EXERCISE DATA:
----

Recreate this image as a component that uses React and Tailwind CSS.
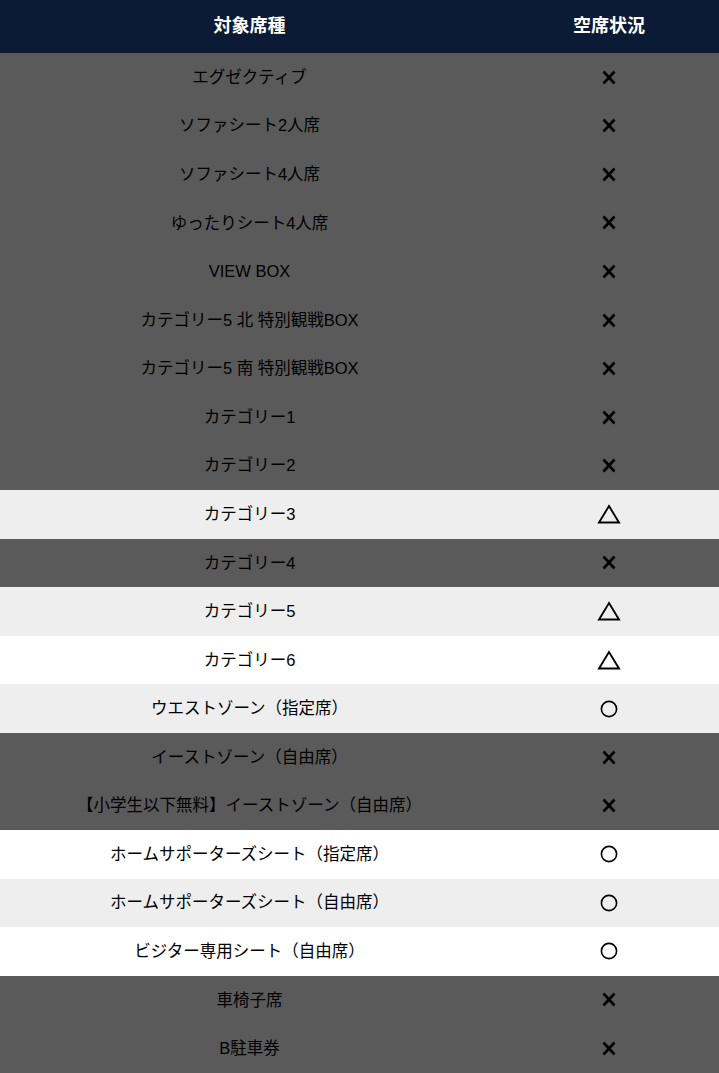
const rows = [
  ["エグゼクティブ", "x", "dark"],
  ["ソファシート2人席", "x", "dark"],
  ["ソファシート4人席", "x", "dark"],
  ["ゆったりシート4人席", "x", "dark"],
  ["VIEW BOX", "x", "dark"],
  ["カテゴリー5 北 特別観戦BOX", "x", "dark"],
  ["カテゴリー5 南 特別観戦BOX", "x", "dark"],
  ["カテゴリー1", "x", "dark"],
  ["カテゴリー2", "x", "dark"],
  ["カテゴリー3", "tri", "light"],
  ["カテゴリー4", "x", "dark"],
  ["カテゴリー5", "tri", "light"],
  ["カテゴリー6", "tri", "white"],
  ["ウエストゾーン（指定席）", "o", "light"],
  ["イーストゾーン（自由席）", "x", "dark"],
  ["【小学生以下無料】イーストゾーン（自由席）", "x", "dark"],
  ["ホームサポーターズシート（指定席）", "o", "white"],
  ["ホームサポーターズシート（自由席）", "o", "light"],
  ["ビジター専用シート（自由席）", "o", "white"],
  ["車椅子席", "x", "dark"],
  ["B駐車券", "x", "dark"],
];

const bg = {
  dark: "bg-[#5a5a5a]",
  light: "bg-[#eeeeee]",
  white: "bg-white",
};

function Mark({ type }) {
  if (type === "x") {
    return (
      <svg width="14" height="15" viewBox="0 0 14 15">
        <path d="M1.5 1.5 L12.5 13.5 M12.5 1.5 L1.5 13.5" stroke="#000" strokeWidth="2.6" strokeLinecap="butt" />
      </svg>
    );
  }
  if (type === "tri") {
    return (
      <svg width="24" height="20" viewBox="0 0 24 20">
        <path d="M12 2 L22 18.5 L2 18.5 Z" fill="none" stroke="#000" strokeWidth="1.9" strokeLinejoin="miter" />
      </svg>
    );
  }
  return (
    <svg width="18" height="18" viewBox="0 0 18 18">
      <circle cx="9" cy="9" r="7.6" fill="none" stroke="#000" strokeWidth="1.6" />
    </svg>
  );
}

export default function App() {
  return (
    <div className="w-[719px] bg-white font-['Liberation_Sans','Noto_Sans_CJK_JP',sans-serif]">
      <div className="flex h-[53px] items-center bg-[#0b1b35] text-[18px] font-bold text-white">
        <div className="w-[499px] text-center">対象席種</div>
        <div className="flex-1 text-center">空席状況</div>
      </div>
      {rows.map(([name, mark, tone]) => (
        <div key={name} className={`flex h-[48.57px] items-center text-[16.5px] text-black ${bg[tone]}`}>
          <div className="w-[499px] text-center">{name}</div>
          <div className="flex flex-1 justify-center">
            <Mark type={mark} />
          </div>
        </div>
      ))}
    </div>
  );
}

----

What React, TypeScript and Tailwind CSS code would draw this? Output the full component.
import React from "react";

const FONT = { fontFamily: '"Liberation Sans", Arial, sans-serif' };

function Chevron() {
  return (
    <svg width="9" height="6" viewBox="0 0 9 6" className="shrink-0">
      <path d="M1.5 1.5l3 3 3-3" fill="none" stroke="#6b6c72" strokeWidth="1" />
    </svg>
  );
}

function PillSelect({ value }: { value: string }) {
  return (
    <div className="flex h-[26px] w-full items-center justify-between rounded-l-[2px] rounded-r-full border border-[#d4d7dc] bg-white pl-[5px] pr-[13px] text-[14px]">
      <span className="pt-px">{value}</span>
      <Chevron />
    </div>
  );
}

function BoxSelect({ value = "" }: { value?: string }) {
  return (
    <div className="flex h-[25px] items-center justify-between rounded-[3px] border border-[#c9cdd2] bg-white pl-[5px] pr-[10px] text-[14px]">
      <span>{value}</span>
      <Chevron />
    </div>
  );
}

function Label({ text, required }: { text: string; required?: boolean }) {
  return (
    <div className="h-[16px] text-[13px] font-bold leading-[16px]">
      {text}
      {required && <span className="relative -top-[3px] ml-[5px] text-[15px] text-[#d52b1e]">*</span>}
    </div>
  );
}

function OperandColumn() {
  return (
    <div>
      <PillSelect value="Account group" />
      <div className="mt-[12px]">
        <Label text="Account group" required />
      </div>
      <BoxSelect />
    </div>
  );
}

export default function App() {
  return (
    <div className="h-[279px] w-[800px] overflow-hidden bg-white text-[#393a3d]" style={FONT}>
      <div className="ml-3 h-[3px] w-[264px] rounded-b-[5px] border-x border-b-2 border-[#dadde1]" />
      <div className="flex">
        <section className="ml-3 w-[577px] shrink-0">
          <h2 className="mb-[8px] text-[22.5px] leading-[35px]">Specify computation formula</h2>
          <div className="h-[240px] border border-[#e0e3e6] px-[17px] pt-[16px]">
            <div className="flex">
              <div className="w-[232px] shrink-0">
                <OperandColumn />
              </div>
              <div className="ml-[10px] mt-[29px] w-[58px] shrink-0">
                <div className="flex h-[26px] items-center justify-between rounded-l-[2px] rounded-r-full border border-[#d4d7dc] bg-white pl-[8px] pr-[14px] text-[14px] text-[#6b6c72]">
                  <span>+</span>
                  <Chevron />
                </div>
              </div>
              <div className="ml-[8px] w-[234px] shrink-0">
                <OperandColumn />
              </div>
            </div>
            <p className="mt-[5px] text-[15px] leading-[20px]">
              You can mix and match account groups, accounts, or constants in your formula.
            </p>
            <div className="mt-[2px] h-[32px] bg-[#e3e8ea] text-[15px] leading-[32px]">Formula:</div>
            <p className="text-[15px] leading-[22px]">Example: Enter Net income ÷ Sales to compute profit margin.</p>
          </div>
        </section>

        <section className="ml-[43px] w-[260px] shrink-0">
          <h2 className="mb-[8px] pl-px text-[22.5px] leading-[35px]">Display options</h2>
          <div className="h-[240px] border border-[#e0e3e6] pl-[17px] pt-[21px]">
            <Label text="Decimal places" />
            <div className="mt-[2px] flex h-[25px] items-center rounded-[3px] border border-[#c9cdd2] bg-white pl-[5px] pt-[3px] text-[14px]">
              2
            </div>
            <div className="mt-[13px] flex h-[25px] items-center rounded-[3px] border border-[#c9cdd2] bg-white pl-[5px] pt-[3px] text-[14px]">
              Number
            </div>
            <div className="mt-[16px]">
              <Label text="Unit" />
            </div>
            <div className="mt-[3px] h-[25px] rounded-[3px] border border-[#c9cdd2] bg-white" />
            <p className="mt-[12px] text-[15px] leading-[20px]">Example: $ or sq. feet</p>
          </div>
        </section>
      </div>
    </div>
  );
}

----

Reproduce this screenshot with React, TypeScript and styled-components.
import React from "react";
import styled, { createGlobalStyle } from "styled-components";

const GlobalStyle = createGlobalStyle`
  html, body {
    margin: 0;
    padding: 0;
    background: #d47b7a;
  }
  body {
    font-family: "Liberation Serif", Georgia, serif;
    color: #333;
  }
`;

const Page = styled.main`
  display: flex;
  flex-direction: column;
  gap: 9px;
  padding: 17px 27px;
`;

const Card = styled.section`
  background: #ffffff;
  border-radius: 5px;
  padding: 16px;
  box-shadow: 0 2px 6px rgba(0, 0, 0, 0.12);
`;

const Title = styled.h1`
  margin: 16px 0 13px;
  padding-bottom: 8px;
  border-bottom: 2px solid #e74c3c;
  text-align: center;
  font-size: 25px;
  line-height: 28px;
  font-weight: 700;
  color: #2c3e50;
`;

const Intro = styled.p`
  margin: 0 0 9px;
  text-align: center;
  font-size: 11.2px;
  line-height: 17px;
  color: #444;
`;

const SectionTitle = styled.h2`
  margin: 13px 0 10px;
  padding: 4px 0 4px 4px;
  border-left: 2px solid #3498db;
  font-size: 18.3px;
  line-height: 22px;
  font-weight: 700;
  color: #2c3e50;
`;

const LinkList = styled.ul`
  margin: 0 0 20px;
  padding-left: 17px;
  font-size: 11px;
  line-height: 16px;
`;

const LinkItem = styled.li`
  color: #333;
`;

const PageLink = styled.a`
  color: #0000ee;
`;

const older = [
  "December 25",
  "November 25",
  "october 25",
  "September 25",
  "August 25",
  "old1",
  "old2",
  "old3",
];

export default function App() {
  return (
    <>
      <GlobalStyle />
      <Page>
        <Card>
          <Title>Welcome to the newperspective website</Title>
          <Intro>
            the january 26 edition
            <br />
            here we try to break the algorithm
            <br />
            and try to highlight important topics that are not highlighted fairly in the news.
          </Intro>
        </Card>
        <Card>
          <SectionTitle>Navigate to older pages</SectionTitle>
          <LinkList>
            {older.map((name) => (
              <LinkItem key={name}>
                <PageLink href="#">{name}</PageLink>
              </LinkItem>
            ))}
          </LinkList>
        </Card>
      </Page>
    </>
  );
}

----

TASK PROMPT: Gather, from the listing above, every line carrying the word "components".

FINAL RESULT:
Reproduce this screenshot with React, TypeScript and styled-components.
import styled, { createGlobalStyle } from "styled-components";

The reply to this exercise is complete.